Anatomy of a Fall

HPR Anatomy of a Fall (2023)

Movie review by Greg Carlson

Palme d’Or recipient “Anatomy of a Fall” is now enjoying an award-season victory tour, recently picking up Golden Globe wins for both screenplay and foreign language film as well as the National Board of Review’s prize for Best International Film. Oscar nominations should be forthcoming. Filmmaker Justine Triet, who wrote the script with partner and collaborator Arthur Harari, expertly uses the framework of the courtroom drama to explore the complex ways in which women are expected to sacrifice their own ambitions when managing marriage and children.

Triet has a powerful force in lead performer Sandra Hüller, whose equally valuable turn this past year in Jonathan Glazer’s “The Zone of Interest” signals the presence of a phenomenal talent building on the reputation of fearless characterizations like the one that anchored “Toni Erdmann.” Hüller’s Sandra Voyter is a novelist indicted for the death of her husband Samuel Maleski (Samuel Theis) after his body is found in the snow underneath the upper window of their mountain chalet in the south of France. Discovered by their visually-impaired son Daniel (Milo Machado Graner), Samuel’s corpse indicates a head wound that occurred prior to hitting the ground. The intrigue accelerates.
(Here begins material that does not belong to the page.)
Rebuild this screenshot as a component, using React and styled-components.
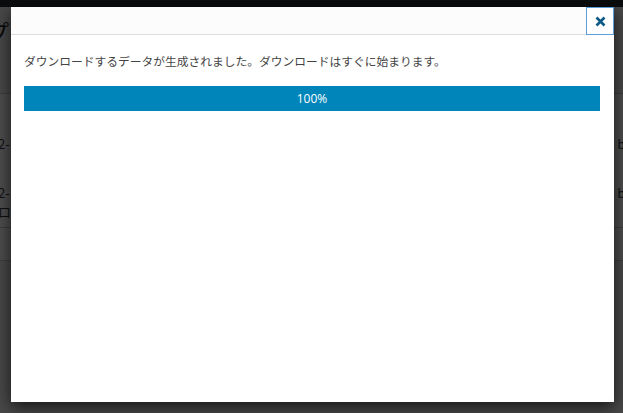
import React from "react";
import styled, { createGlobalStyle } from "styled-components";

const Global = createGlobalStyle`
  html, body { margin: 0; padding: 0; }
  body {
    width: 623px;
    height: 413px;
    overflow: hidden;
    background: #fff;
    font-family: "Noto Sans CJK JP", "Noto Sans", sans-serif;
  }
`;

const Page = styled.div`
  position: relative;
  width: 623px;
  height: 413px;
  overflow: hidden;
  background: #f1f1f1;
`;

const AdminBar = styled.div`
  height: 7px;
  background: #23282d;
`;

const PageTitle = styled.h1`
  margin: 10px 0 0 -14px;
  font-size: 23px;
  font-weight: 400;
  line-height: 29px;
  color: #23282d;
`;

const Table = styled.div`
  margin: 47px 0 0 -20px;
  width: 660px;
  background: #fff;
  border-top: 1px solid #ccc;
`;

const Row = styled.div`
  display: flex;
  justify-content: space-between;
  align-items: ${(p) => (p.top ? "flex-start" : "center")};
  box-sizing: border-box;
  height: ${(p) => p.h}px;
  padding-top: ${(p) => p.top || 0}px;
  font-size: 13px;
  line-height: 19px;
  color: #32373c;
  border-bottom: ${(p) => (p.line ? "1px solid #ccc" : "none")};
`;

const Cell = styled.span`
  display: flex;
  flex-direction: column;
  padding: 0 ${(p) => p.pad || 0}px;
`;

const Backdrop = styled.div`
  position: absolute;
  inset: 0;
  background: rgba(0, 0, 0, 0.7);
`;

const Modal = styled.div`
  position: absolute;
  left: 11px;
  top: 7px;
  width: 603px;
  height: 395px;
  background: #fff;
  box-shadow: 0 5px 15px rgba(0, 0, 0, 0.7);
  display: flex;
  flex-direction: column;
`;

const Header = styled.div`
  height: 27px;
  background: #fcfcfc;
  border-bottom: 1px solid #ddd;
  display: flex;
  justify-content: flex-end;
`;

const Close = styled.button`
  width: 28px;
  height: 28px;
  margin: 0;
  padding: 0;
  background: #fff;
  border: 1px solid #5b9dd9;
  box-sizing: border-box;
  color: #0073aa;
  display: flex;
  align-items: center;
  justify-content: center;
  cursor: pointer;
`;

const Body = styled.div`
  padding: 16px 14px 0 13px;
`;

const Message = styled.p`
  margin: 0;
  font-size: 11.75px;
  line-height: 20px;
  color: #444;
  white-space: nowrap;
`;

const Bar = styled.div`
  margin-top: 15px;
  height: 25px;
  background: #0085ba;
  color: #fff;
  font-family: "Open Sans", "Noto Sans", sans-serif;
  font-size: 12px;
  display: flex;
  align-items: center;
  justify-content: center;
`;

export default function App() {
  return (
    <Page>
      <Global />
      <AdminBar />
      <PageTitle>プ</PageTitle>
      <Table>
        <Row h={25}>
          <Cell />
        </Row>
        <Row h={49}>
          <Cell pad={18}>2-</Cell>
          <Cell pad={11}>bl</Cell>
        </Row>
        <Row h={60} top={15} line>
          <Cell pad={18}>
            <span>2-</span>
            <span>ロ</span>
          </Cell>
          <Cell pad={11}>bl</Cell>
        </Row>
        <Row h={33} line>
          <Cell />
        </Row>
      </Table>
      <Backdrop />
      <Modal>
        <Header>
          <Close aria-label="閉じる">
            <svg width="11" height="11" viewBox="0 0 11 11">
              <path d="M1.5 1.5 L9.5 9.5 M9.5 1.5 L1.5 9.5" stroke="#0e5a86" strokeWidth="2.6" strokeLinecap="butt" />
            </svg>
          </Close>
        </Header>
        <Body>
          <Message>ダウンロードするデータが生成されました。ダウンロードはすぐに始まります。</Message>
          <Bar>100%</Bar>
        </Body>
      </Modal>
    </Page>
  );
}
A sharp-eyed storyteller, Triet deftly juggles the circumstantial details that raise eyebrows as Sandra labors to prove her innocence. All sorts of genre tropes are layered, one by one, to cast doubt on the woman’s claim that she did not push her husband from a deadly height. Along with the curious pre-fall injury, Sandra contends with blood spatter theories, an inconvenient digital recording of a fight between her and Samuel, a bruise on her arm, and – in a touch that recalls “Basic Instinct” and other sources – fictionalized thoughts built into Sandra’s most recent book that make her look awfully guilty.

The inherent conflict of prosecution versus defense has too often been used as an easy chassis for novels, films, and TV shows; there are so many more bad courtroom-based stories than the handful of masterworks that have stood the test of time. Triet and Harari do better than most, showing the viewer so many compelling moments outside the legal proceedings. The death of Samuel may have been instantaneous, but the decay of the relationship he shared with Sandra took a long time. One of Triet’s triumphs is her refusal to compromise Sandra’s integrity in the face of the unfair and implicit accusations that share the same space as the explicit charge.

In her interview with Triet for “The New Yorker,” Alexandra Schwartz rhetorically asks exactly what components – other than murder – make up the accusations against Sandra: “ … neglecting [Samuel] for her work; flirting with other women; having ambition; being a foreigner, a mother, a writer, [and] an unreadable, unrepentant woman.” The themes of gender roles and expectations emerge as the film’s most powerful angle, and Triet has a great deal to say on the subjects. As a title, “Anatomy of a Fall” suggests multiple meanings. And the filmmaker relishes the charged back-and-forth of the exchanges that continually force the viewer to reevaluate what we think we know.